On this page

Human Skeletal Joint Pose-Action Bimodal Recognition Model Based on Graph Neural Networks

By: Ge Zhang 1
1Network Information Service Center, Henan University of Economics and Law, Zhengzhou, Henan, 450000, China

Abstract

Human action recognition technology plays a crucial role in the field of computer vision, where it is constantly advancing and being widely adopted. Among the various techniques, graph neural networks are currently the mainstream method for processing unstructured skeleton sequences. However, research on action recognition based on skeleton data still faces several key challenges.
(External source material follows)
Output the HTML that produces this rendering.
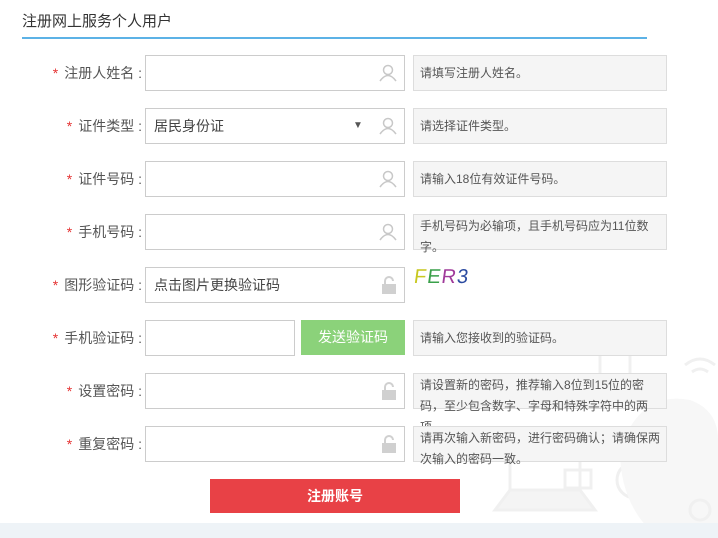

This paper establishes a graph convolutional neural network (GCN) model based on the theoretical framework of GCN and key pose estimation/reduction for human skeletons. It extracts features from human skeleton data and introduces a 3D concept, approaching the task from both temporal and spatial dimensions to perform action recognition on the extracted features. The model was tested on the NTU-RGBD dataset under the CS and CV standards. The recognition accuracy rates of the GCN and 3D-GCN models under the CS standard were 75.853% and 78.251%, respectively. Under the CV standard, the recognition accuracy rates were 82.294% and 86.381%, respectively. The 3D-GCN model proposed in this paper achieved a higher recognition accuracy rate. The 3D-GCN model achieved an accuracy rate of 91.941% for recognizing four actions: falling, running, kicking, and squatting, demonstrating good performance in human action recognition.